(Data records)

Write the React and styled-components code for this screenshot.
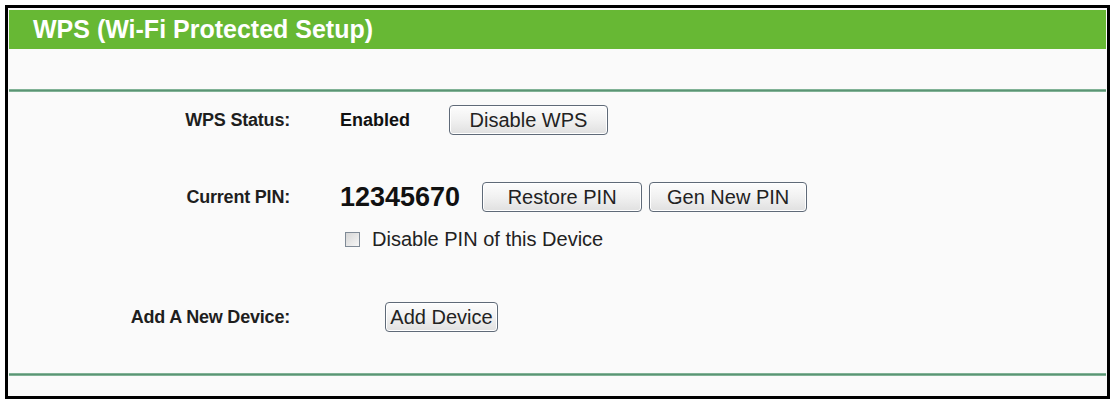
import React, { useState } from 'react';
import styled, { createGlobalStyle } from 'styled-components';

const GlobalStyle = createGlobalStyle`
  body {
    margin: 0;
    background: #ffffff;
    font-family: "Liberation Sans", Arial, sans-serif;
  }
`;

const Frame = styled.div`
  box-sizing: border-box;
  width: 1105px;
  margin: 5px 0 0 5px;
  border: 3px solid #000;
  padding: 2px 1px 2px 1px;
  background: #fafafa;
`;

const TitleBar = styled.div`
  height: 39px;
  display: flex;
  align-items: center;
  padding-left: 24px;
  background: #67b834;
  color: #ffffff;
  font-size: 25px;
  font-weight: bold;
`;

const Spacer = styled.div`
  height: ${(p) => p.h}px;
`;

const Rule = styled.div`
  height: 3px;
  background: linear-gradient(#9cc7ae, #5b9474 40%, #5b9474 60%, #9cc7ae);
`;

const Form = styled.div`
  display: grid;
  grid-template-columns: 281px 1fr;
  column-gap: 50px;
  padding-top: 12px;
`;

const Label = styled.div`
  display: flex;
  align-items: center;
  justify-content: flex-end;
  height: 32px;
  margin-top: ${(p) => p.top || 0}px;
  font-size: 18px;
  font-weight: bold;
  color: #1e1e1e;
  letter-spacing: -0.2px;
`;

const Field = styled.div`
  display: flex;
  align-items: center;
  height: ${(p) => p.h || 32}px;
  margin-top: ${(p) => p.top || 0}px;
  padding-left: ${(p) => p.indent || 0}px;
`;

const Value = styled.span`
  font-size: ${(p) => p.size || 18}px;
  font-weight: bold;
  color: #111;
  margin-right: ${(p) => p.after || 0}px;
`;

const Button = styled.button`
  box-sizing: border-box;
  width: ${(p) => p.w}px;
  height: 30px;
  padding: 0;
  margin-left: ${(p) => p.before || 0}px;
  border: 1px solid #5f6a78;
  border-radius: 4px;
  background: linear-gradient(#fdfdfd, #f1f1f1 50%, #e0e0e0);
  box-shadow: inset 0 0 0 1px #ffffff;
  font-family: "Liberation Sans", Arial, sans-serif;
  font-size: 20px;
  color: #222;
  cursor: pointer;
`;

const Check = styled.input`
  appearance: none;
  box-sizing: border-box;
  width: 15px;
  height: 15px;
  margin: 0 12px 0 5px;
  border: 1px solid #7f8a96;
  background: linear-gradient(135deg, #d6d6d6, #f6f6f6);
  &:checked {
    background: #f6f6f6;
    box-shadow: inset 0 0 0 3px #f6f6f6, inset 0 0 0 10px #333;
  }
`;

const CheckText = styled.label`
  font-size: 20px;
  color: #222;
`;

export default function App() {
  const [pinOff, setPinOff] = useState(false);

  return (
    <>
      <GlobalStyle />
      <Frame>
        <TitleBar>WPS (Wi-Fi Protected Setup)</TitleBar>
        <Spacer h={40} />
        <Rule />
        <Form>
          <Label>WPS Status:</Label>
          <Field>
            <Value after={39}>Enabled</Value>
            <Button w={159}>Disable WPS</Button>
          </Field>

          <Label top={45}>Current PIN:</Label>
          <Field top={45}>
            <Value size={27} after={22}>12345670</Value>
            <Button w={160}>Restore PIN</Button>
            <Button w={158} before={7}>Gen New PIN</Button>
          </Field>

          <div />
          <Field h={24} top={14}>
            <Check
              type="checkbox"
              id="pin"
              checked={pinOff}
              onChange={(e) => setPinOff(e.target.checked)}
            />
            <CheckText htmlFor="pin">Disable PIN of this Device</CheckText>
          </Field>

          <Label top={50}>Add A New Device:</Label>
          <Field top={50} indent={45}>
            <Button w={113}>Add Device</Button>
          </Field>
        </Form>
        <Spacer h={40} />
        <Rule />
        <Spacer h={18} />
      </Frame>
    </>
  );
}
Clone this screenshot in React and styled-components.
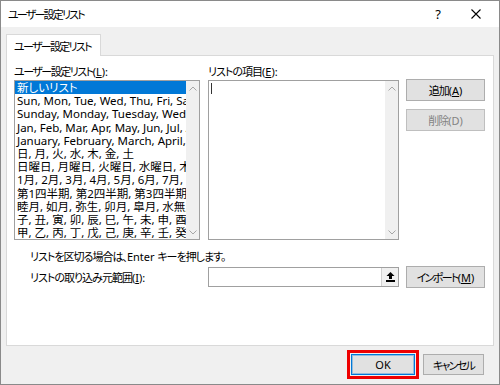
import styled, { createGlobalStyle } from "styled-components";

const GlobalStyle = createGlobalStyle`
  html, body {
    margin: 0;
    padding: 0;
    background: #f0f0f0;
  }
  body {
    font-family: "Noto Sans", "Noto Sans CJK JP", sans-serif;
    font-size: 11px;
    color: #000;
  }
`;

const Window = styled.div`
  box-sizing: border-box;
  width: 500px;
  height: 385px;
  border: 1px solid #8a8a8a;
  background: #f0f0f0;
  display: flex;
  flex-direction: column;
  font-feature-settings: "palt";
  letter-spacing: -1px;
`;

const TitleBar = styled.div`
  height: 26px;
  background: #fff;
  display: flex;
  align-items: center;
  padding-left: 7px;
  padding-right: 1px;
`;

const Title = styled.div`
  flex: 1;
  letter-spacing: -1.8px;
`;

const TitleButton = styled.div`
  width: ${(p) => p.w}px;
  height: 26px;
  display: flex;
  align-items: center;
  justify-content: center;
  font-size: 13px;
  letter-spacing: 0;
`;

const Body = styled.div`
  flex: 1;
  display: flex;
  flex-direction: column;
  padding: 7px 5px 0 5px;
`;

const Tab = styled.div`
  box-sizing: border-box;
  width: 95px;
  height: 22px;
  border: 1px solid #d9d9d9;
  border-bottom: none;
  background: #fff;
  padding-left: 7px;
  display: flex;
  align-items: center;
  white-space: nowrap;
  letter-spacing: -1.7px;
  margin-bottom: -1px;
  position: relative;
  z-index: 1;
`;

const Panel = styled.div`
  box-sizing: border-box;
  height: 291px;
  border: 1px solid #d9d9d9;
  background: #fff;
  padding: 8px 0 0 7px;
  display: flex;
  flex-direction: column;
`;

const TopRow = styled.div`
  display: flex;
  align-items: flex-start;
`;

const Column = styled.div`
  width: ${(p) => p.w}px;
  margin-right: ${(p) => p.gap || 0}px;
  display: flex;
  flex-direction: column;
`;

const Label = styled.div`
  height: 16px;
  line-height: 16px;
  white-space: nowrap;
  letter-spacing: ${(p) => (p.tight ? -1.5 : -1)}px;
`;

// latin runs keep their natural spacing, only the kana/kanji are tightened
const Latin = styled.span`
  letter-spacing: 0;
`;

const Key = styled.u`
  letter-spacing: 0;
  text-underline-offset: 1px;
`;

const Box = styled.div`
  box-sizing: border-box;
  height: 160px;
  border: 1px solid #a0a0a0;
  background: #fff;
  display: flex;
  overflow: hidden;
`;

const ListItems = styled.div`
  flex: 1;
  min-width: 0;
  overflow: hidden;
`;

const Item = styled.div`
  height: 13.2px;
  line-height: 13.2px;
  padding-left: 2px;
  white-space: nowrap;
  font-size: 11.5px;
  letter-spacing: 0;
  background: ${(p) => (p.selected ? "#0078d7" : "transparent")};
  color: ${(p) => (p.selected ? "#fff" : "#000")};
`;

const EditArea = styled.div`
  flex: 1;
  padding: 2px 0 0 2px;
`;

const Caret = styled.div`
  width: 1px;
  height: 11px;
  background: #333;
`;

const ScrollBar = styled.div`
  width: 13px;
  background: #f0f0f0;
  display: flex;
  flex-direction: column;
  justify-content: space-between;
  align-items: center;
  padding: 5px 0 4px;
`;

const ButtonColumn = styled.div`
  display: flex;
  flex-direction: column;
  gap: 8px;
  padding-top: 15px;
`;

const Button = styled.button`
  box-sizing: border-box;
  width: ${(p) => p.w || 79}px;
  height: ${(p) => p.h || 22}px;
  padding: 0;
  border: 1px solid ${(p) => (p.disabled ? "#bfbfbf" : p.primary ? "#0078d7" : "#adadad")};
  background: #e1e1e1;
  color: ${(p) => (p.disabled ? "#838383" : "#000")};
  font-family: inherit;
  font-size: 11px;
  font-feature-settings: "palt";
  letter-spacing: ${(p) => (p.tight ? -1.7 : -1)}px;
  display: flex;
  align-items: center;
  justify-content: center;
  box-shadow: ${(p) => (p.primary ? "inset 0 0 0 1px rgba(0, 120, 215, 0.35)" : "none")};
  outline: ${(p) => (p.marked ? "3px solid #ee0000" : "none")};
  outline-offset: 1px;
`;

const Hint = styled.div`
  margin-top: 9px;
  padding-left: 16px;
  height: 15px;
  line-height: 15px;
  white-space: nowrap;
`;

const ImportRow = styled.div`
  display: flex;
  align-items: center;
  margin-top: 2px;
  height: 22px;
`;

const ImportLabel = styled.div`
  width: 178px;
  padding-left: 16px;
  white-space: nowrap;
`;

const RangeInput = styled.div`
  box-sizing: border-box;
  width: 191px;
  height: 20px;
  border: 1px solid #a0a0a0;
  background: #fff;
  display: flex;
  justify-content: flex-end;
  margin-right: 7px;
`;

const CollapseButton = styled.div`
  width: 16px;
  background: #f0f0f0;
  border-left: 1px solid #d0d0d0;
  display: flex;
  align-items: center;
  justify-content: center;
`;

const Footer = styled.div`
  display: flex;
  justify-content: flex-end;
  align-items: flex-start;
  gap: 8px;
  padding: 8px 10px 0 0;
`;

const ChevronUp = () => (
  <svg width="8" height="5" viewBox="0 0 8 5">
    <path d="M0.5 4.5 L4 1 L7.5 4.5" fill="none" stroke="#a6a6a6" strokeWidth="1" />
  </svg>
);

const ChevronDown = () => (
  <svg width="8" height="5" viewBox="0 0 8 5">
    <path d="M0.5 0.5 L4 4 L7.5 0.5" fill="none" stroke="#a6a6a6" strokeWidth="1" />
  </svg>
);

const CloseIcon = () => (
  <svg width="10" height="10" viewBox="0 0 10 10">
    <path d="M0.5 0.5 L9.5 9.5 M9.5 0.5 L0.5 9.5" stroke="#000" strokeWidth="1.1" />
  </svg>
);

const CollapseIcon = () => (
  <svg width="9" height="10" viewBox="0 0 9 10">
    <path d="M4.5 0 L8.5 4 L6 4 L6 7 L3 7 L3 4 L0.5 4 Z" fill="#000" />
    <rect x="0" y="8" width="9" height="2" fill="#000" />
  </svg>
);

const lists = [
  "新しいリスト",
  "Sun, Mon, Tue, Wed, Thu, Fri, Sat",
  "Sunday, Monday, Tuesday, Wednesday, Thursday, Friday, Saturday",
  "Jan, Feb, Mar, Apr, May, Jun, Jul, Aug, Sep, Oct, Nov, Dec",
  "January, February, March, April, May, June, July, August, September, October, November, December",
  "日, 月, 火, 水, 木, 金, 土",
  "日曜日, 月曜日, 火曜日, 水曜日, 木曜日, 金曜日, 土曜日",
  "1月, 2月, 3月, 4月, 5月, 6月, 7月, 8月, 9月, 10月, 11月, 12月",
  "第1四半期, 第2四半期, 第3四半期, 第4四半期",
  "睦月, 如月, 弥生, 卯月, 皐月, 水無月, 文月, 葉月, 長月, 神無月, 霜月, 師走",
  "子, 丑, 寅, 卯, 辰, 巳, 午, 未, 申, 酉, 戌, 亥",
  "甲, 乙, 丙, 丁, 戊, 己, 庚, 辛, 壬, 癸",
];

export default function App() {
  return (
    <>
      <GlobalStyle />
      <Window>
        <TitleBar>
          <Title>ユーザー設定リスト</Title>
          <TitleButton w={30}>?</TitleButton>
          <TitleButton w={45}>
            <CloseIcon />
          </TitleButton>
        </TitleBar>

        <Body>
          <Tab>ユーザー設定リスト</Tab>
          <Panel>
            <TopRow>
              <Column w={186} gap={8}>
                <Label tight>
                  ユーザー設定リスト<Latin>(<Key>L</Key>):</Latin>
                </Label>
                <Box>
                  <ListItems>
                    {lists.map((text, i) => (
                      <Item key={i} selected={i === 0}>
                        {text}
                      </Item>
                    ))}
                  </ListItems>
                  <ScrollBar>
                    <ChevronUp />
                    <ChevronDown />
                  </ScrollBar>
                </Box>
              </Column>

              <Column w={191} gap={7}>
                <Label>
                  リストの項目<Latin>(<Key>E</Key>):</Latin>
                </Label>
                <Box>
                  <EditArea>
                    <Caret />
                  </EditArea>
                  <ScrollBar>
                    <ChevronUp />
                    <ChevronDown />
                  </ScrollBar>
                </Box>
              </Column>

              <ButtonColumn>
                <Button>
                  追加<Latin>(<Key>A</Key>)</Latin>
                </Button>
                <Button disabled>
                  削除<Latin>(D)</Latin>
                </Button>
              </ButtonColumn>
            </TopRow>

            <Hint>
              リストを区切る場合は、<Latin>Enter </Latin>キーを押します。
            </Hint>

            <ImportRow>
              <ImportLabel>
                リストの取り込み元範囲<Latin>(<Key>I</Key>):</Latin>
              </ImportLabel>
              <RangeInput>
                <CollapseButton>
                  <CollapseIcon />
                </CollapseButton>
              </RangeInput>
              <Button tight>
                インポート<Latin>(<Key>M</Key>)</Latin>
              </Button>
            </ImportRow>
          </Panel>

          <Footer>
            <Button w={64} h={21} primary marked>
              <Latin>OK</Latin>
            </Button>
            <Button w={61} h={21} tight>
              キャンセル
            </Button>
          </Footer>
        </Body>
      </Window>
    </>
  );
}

Task to carry out: Report each line of the material above where the word "this" appears.

Final result:
Write the React and styled-components code for this screenshot.
            <CheckText htmlFor="pin">Disable PIN of this Device</CheckText>
Clone this screenshot in React and styled-components.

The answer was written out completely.